SYNTHESIS OF MAGNETITE-DERIVED ZERO VALENT NANOIRON AND
TARGETING OF ZERO VALENT IRON FOR APPLICATION IN
ENVIRONMENTAL REMEDIATION
Open Access
Author:
Fowler, Daniel
Area of Honors:
Chemistry
Degree:
Bachelor of Science
Document Type:
Thesis
Thesis Supervisors:
Dr. Tom Mallouk, Thesis Supervisor Thomas E Mallouk, Thesis Supervisor Przemyslaw Maslak, Thesis Honors Advisor Raymond Edward Schaak, Faculty Reader
Keywords:
environmental remediation nanoiron iron targeting
Abstract:
Dense non-aqueous phase liquids (DNAPLs) form underground contamination zones that are vast and heterogeneous in their spatial distribution, making them both difficult and costly to remediate.
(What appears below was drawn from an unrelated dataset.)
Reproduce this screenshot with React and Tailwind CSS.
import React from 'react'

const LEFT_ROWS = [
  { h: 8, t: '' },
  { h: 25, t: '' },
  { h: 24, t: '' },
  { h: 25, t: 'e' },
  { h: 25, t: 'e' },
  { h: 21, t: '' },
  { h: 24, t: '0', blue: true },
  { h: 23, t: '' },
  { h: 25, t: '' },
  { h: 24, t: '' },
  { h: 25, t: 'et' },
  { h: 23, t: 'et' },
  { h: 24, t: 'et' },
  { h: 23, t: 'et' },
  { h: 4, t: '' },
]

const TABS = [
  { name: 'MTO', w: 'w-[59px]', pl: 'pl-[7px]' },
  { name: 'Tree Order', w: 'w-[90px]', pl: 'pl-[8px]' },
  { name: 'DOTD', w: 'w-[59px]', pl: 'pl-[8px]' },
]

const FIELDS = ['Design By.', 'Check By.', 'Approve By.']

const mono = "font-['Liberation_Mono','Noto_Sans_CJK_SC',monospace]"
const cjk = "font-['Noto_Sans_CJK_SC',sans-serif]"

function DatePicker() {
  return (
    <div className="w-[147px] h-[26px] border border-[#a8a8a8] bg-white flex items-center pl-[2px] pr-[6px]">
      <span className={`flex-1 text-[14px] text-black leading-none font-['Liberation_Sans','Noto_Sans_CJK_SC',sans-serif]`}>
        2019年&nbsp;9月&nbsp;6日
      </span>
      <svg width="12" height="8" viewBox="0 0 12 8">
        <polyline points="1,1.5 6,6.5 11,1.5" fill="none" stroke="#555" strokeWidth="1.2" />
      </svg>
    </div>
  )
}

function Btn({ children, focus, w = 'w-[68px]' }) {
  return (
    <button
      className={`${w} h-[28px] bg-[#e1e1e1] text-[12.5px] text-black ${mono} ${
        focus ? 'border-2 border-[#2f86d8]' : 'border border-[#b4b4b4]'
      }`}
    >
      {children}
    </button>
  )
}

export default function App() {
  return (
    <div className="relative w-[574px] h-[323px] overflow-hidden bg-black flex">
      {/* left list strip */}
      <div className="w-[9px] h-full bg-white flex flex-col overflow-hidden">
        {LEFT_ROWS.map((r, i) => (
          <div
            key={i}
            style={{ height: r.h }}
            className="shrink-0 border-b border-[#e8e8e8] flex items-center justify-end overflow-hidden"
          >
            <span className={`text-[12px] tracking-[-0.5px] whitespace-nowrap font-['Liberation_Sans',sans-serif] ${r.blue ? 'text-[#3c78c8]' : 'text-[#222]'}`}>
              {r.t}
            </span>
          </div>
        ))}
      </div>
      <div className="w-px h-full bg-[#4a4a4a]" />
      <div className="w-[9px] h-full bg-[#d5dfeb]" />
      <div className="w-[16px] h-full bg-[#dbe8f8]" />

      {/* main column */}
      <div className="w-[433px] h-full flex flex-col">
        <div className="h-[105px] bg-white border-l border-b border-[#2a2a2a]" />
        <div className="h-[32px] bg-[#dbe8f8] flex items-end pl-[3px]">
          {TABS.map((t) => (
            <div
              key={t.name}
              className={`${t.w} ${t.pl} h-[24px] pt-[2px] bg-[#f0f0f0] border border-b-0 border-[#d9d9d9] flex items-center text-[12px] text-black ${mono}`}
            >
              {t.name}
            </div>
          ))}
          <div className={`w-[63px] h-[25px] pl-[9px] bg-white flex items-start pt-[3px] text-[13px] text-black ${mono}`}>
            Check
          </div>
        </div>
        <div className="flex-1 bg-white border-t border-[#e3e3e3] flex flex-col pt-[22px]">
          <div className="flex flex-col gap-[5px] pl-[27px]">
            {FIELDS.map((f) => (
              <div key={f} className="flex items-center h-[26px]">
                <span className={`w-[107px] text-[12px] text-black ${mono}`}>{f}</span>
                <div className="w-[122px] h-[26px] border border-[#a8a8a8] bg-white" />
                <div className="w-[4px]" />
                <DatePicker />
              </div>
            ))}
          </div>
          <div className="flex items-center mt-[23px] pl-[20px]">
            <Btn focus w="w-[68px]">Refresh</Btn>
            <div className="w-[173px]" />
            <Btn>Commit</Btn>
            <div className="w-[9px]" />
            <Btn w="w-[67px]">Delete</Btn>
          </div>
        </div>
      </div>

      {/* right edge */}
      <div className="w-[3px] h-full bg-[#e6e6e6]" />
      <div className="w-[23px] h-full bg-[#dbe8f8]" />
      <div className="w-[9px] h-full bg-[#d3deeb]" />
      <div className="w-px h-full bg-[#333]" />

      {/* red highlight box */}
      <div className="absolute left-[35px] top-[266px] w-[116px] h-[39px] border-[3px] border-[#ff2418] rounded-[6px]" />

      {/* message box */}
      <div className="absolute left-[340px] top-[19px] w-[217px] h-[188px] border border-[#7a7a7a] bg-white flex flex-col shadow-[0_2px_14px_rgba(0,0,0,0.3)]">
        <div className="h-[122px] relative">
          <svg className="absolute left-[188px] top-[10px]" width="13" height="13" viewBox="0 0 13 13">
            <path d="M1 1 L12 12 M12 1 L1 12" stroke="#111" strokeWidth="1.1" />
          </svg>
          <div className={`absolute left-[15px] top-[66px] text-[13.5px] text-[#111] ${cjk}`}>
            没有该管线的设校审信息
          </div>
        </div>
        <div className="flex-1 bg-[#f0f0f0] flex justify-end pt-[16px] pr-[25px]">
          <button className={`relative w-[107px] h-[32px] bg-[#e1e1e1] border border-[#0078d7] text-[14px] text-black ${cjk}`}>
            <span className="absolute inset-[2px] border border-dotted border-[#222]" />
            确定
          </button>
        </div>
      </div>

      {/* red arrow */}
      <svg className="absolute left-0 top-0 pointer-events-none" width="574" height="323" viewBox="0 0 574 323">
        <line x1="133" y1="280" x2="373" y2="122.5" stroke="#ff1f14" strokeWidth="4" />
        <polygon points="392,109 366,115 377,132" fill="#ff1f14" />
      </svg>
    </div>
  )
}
The use of nanoscale zero valent iron (NZVI) as an in-situ agent is a good method for reducing contaminants to less toxic forms, but it is limited by cost, scalability, and hazardous synthetic routes. A new inexpensive and environmentally benign synthetic technique of making carbon-adsorbed NZVI from the reduction of iron oxide (magnetite) with carbon black was developed. Powder X-ray diffraction and scanning electron microscopy confirmed that charged polyelectrolytes were necessary to promote sufficiently intimate mixing of the reactants for production of NZVI. Transmission electron microscopy revealed iron particles on the order of 50 to 150 nm diameter. Delivery of nanoparticles to subterranean contamination zones was modeled by the transport of carbonyl iron powder suspended in anionic polymer solutions through sand columns. Iron particles modified with different anionic polymers were found to target dichlorobenzene-coated sand grains with different degrees of effectiveness. Trends in targeting correlated well with the surface energies of the polymer-modified iron surfaces, which were measured by the contact angle method. The experimental results indicate that NZVI can be produced in a new inexpensive, green manner and that the contaminant targeting properties of micron-sized iron particles can be effectively tailored using simple polymeric adsorbents.